Isolé face aux Bianchi et aux Del Tongo, le Breton serre les dents sans jamais être véritablement lâcher. Son manager Cyrille Guimard se targua du coup parfait. Tactiquement supérieur, Becaas porte un démarrage victorieux et conserve ses trois secondes d’avance pour remporter sa seule victoire en solitaire sur un grand Tour. Seulement distancé par Saronni qui grappilla sept secondes en puncheur, Hinault encaisse son coup de moins bien et s’en ira porter l’estocade dès le lendemain, au Campitello Matese, pour ne plus jamais être revu. S’il remercia Laurent Fignon du support apporté pour remporter le second de ses trois Giro, Becaas n’était pas loin dans son estime, bien que le palmarès professionnel de ce dernier ne fut jamais à la hauteur de ses acquis chez les espoirs, où il amassa pas moins de 80 bouquets.

Faraca, l’artiste au drôle de destin

À la même époque, toute une région vibrait au rythme des coups de pédale du fougueux « Pino » Faraca, qui pouvait également lancer les grandes manœuvres armé d’un simple pinceau. Remarqué à l’école pour ses talents, il signe à l’âge de quinze ans sa première toile mettant en scène son idole de toujours, Felice Gimondi, levant les bras maillot arc-en-ciel sur les épaules. L’année suivante, il reproduit les techniques cubistes de Picasso en hommage aux victimes du tremblement de terre qui ravagea le Frioul en 1976, mais choisit de se lancer tête baissée dans le sport cycliste. Le natif de Cosence fait la fierté des locaux en devenant seulement le second coureur calabrais à prendre le départ du Giro, après Giuseppe Canale en 1959.

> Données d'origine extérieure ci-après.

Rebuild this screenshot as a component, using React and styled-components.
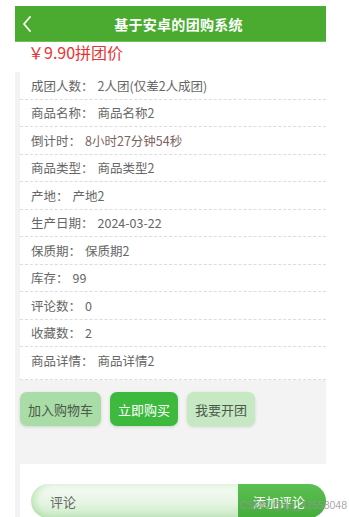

Attendu suite à son exceptionnelle prouesse dans la course de côte Bologne-Raticolosa en 1980, où il signe le record absolu de l’ascension, il détonne pour sa grande première sur trois semaines. Maillot blanc du Tour d’Italie 1981, Faraca termine onzième au général et reçoit un bain de foule à l’arrivée de la huitième étape dans sa ville natale. Promis à une grande carrière, qui va malheureusement être stoppée net en raison d’une grave chute sur le Tour des Appennins, l’empêchant de découvrir les Mondiaux de Prague. S’il persévère jusqu’en 1986 pour exercer son métier, le Calabrais prend sa retraite, découragé, et fonde sa propre galerie d’art dans la capitale régionale, où il vécut jusqu’à son décès des suites d’une tumeur en 2016.

Cycliste-peintre, Faraca possédait le charme si sincère du coureur populaire, aimé et respecté des siens, qui voyaient en lui le Bahamontes italien, au cœur « grand comme l’Izoard », pour citer le chanteur Gino Paoli. Engagé sous la tunique de l’équipe Passerini, implantée dans le Nord, Faraca s’insurgeait du manque d’investisseurs dans le Mezzogiorno pour attirer les jeunes pousses, contraintes de s’exiler. Demain, avant l’arrivée de l’étape, une sculpture à sa mémoire sera dévoilée, tandis qu’une avenue en son nom sera prochainement baptisée dans le centre-ville de Cosence. De Becaas à Faraca, l’imaginaire cycliste du cœur de la Calabre s’est durablement imprégné de ces anecdotes, qui n’ont rien d’une nature morte.